** Start Input data **

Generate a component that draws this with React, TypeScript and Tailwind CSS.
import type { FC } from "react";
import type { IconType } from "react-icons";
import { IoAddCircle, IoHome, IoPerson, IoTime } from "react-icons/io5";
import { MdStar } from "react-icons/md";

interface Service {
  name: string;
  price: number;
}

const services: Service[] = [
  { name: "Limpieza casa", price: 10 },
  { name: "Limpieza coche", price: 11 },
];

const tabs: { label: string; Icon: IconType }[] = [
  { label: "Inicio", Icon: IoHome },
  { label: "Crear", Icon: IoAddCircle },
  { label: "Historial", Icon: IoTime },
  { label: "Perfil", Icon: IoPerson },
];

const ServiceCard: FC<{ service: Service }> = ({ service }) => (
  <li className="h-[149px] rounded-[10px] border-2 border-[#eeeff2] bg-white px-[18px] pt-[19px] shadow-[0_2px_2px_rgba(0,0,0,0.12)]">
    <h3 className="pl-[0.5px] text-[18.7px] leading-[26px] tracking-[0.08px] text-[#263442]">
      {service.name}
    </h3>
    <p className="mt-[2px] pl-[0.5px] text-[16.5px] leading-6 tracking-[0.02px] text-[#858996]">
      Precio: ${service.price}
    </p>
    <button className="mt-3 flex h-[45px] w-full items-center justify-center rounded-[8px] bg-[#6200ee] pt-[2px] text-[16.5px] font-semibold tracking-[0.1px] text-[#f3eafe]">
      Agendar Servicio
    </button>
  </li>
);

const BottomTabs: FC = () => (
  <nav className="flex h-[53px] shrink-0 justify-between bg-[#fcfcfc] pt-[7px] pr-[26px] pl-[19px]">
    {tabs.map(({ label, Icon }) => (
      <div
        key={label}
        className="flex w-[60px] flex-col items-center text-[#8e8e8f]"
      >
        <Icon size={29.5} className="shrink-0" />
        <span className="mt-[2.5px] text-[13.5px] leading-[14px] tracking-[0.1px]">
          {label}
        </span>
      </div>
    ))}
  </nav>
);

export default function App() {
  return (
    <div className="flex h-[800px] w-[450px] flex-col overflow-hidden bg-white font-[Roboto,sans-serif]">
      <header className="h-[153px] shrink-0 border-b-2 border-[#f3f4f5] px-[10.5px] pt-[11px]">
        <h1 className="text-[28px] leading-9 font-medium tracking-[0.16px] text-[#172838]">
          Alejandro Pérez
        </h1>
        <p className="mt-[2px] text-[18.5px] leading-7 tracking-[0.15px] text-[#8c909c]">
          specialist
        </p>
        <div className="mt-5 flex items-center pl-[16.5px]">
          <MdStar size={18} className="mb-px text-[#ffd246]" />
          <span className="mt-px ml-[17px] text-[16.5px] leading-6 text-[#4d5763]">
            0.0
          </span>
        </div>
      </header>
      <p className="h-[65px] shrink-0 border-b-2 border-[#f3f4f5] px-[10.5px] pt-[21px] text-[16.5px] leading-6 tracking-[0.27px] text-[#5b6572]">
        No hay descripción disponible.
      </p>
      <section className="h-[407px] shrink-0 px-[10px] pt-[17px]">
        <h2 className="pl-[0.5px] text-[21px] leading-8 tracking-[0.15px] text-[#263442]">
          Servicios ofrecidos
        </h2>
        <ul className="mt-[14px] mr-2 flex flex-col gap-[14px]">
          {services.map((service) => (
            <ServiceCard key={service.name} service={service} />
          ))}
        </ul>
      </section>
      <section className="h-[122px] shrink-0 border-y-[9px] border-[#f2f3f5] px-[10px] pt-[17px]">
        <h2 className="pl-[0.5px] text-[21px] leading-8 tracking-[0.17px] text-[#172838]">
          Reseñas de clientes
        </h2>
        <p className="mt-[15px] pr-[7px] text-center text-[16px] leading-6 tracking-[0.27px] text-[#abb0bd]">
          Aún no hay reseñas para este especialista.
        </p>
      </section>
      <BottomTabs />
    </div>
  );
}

** End Input data **
** Start Input data **

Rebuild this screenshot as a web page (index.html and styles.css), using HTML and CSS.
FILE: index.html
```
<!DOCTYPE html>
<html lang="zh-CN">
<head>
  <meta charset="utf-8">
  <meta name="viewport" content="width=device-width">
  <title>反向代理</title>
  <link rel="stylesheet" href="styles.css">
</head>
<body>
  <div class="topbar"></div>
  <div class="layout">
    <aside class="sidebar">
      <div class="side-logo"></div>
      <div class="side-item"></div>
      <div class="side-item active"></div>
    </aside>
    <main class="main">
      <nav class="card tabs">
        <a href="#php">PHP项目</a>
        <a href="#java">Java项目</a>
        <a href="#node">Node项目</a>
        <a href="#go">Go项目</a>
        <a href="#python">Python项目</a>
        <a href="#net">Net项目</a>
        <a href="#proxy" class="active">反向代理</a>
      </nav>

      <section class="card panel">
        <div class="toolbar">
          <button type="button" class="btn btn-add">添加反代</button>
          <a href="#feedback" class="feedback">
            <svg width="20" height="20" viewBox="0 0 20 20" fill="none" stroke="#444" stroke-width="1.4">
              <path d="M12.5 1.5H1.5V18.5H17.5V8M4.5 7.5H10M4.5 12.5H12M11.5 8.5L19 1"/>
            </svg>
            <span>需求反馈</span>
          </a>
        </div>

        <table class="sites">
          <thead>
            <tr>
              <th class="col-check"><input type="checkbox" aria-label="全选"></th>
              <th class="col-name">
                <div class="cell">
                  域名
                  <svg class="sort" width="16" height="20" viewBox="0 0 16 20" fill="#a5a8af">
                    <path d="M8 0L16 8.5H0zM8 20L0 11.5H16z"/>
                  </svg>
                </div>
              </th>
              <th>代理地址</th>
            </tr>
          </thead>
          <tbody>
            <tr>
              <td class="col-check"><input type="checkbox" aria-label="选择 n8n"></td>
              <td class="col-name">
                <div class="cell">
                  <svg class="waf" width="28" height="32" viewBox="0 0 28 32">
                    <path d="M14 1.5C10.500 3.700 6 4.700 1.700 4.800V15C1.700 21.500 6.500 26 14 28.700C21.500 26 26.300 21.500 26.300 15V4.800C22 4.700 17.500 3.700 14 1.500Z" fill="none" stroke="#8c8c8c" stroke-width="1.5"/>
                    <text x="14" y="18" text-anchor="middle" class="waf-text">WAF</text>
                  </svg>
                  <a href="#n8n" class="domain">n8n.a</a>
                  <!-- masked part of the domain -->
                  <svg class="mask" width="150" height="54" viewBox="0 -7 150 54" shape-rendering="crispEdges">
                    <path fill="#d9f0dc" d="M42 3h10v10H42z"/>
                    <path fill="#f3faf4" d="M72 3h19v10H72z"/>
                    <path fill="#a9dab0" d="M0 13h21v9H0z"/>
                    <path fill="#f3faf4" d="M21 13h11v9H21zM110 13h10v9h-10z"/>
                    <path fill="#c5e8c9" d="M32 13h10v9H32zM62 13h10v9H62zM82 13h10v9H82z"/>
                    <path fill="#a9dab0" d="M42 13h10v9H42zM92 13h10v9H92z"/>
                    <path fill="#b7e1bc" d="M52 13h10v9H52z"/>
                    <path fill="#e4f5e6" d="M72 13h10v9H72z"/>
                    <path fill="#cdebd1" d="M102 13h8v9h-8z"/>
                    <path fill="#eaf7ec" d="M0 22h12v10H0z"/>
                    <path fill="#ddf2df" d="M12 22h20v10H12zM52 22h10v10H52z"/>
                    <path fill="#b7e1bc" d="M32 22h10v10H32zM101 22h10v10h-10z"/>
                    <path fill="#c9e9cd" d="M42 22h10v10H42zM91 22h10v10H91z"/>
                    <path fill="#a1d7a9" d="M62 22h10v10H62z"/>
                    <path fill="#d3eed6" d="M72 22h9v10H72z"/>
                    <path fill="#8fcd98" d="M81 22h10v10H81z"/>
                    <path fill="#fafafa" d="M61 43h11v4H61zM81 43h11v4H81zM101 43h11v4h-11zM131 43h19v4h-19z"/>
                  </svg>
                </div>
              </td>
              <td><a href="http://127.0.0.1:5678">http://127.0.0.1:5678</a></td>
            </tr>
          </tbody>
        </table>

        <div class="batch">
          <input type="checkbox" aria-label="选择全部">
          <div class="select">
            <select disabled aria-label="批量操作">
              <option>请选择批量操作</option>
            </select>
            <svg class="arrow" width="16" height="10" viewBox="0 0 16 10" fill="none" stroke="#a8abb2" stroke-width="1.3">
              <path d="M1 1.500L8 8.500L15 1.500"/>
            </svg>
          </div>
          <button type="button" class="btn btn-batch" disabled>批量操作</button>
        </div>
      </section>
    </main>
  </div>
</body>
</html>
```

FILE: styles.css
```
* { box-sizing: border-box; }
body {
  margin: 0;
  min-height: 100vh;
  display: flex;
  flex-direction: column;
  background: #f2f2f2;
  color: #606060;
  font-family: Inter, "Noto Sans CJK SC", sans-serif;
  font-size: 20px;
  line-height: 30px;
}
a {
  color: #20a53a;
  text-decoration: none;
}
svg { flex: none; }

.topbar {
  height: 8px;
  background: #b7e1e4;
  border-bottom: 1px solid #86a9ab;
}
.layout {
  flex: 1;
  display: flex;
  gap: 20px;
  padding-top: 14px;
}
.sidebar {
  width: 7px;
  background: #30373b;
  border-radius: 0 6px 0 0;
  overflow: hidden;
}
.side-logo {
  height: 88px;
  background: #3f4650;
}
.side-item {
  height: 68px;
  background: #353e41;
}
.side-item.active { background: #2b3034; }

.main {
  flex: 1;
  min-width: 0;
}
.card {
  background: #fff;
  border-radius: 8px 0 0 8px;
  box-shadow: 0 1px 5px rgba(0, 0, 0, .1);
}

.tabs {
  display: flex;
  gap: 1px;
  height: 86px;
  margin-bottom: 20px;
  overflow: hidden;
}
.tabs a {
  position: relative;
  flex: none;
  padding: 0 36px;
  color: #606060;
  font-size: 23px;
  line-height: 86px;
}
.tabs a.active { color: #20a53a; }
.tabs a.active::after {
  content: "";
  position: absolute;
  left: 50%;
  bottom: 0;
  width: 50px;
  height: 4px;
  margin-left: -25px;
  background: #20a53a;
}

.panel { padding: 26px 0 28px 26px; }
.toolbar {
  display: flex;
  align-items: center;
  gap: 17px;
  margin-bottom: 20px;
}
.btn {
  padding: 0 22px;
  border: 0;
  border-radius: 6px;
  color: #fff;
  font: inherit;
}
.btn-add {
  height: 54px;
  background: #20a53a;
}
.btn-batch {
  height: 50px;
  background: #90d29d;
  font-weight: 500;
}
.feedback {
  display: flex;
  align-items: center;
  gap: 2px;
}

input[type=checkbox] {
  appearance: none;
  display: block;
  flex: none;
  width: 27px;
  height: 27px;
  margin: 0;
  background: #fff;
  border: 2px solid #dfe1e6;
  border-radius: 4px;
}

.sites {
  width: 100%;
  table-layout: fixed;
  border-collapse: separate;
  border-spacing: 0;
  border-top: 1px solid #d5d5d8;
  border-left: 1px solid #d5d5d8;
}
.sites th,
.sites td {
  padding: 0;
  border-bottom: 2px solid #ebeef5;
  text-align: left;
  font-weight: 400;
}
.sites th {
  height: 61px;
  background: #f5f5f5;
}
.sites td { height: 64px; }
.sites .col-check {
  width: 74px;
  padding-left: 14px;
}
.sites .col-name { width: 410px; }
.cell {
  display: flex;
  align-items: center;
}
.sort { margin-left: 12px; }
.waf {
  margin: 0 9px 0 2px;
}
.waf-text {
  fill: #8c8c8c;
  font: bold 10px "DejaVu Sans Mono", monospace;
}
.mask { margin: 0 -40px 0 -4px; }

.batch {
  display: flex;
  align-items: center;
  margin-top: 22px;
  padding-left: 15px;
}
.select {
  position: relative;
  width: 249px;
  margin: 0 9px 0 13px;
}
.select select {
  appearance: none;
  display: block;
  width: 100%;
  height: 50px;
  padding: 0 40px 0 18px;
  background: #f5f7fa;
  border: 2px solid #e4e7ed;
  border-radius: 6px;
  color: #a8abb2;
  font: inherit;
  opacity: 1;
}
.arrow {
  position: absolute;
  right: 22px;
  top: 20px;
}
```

** End Input data **

→ Work to do: Search the lines for the string "this" and copy every line that has it.

→ Right answer:
Generate a component that draws this with React, TypeScript and Tailwind CSS.
Rebuild this screenshot as a web page (index.html and styles.css), using HTML and CSS.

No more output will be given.